From Publishers Weekly
In this "prequel" to her own growing-up story (Bead on an Anthill: A Lakota Childhood), Red Shirt lets readers listen in as her mother, Lone Woman, recounts her life and that of her grandmother, Turtle Lung Woman. With her fluid incorporation of her mother's Lakota phrases and songs, Red Shirt, a Yale professor of American studies and English, brings to life Lakota language, lore and history from the mid-19th century, "when things were still steeped in the old ways," to the mid-20th century, when "the world was changing daily." Details of Lakota life in South Dakota and Nebraska (such as the momentous adoption of canvas rather than buffalo hide moccasins) are etched with clarity, as are the consequences of larger historical forces. A medicine woman, Turtle Lung Woman lived among Crazy Horse, Red Cloud and Sitting Bull. She was 28 when the U.S. government forced the Lakota to move to a reservation in 1879, and she recalls hearing about Wounded Knee in 1890. Family marriages and births, Lakota standards of behavior, the practice of medicine women and "their own legends about how they came to be" mingle harmoniously in this dual memoir. Red Shirt does not lecture; rather, her vivid, simple prose turns the reader into a witness. "I was there and I remember," she writes, and readers will feel that way, too. Though the book is written for a general audience, women's studies scholars, anthropologists and ethnologists should be interested as well.
Product Description
Turtle Lung Woman's Granddaughter is the unforgettable story of several generations of Lakota women, told in their words.

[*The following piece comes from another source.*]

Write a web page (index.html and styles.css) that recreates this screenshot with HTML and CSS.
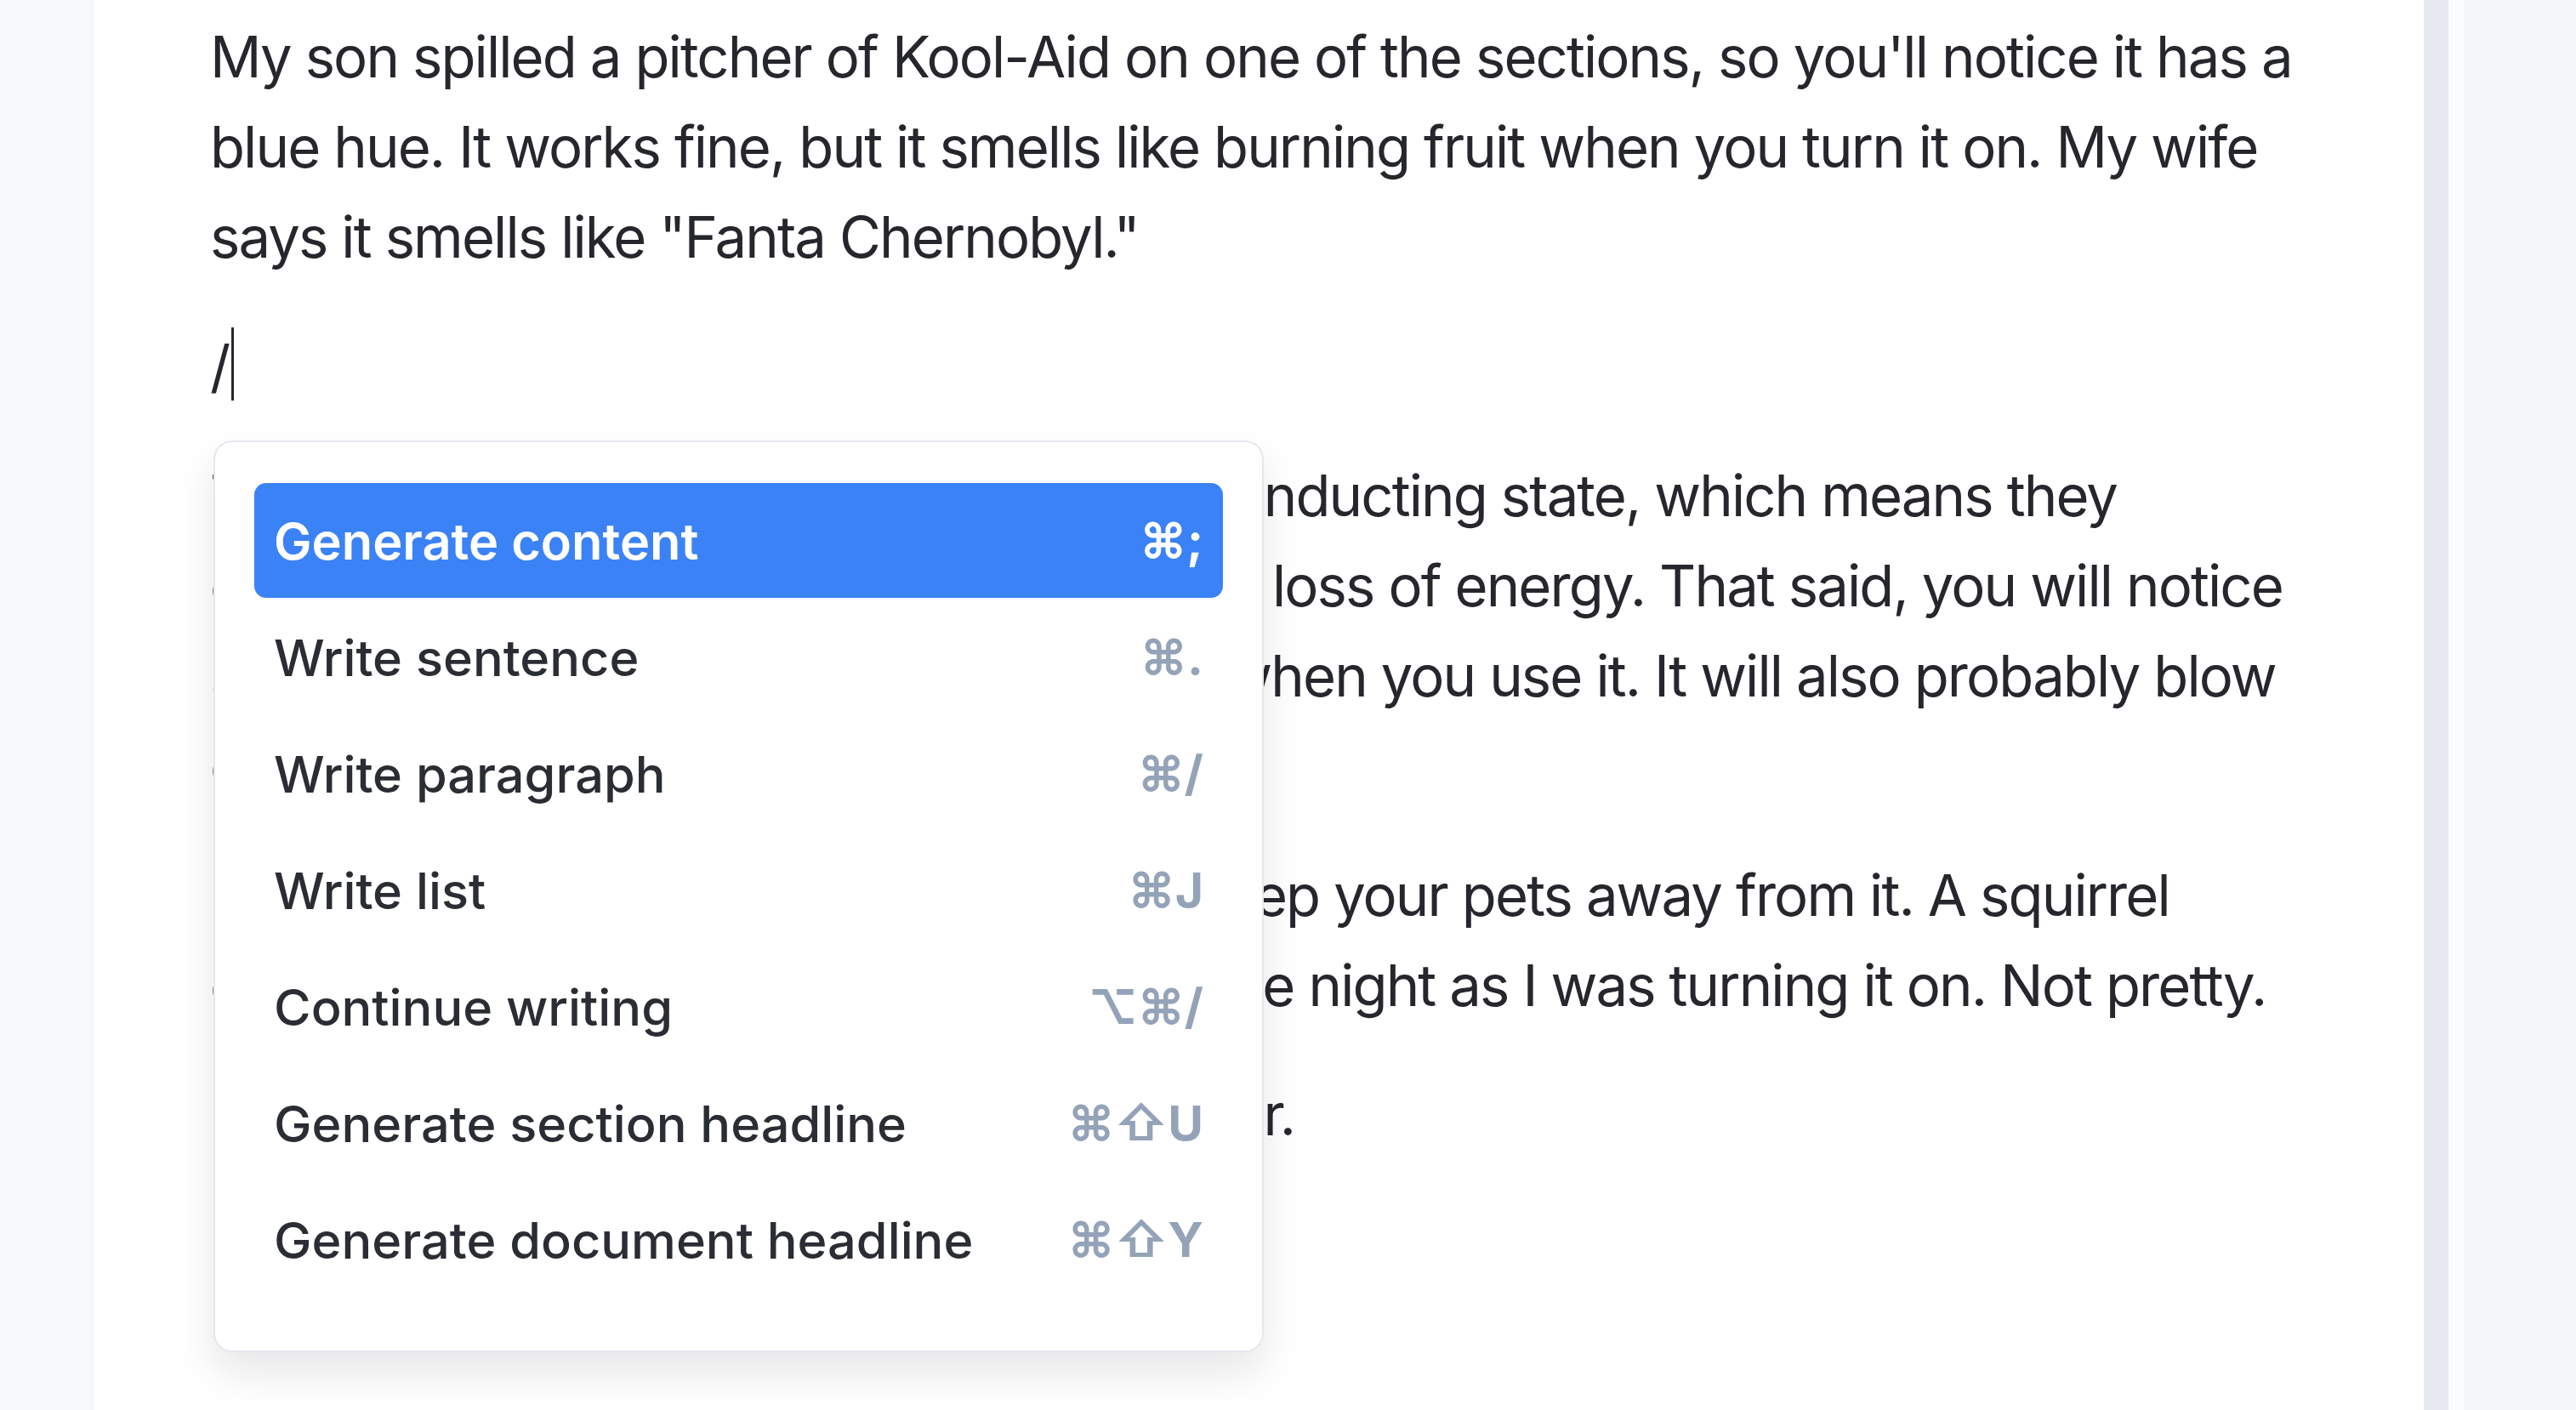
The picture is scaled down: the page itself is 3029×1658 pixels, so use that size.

Delphine Red Shirt-like her mother, Lone Woman, and her mother's grandmother, Turtle Lung Woman-grew up on the wide open Plains of northern Nebraska and southern South Dakota. Lone Woman told her daughter the story of her life growing up on Pine Ridge in the early and mid-twentieth century. Remarkably, Lone Woman also recounted the life of her own grandmother, Turtle Lung Woman, who had grown up Lakota before her people had been forced to live on reservations in the late nineteenth century. These two women's lives overlapped by fifteen years, allowing the younger to learn many fascinating details and stories about the life and times of the elder. Delphine Red Shirt has delicately woven the life stories of her mother and great-grandmother into a continuous narrative that succeeds triumphantly as a moving, epic saga of Lakota women from traditional times to the present. Especially revealing and riveting are Turtle Lung Woman's relationship with her husband, Paints His Face with Clay Land, her healing practice as a medicine woman (where turtle shells become animated and crawl during the Yuw'pi ceremony), Lone Woman's hardships and celebrations growing up in the early twentieth century, and many wonderful details of their domestic lives before and during the early reservation years. Lone Woman passed away just after telling her story to her daughter. This splendid, magical story is a legacy for her and for all Lakota women. Delphine Red Shirt is a member of the Oglala Sioux Tribe and is an adjunct professor of American studies and English at Yale University. She is a columnist and correspondent for Indian Country Today and is the author of Bead on an Anthill: A Lakota Childhood (Nebraska 1997).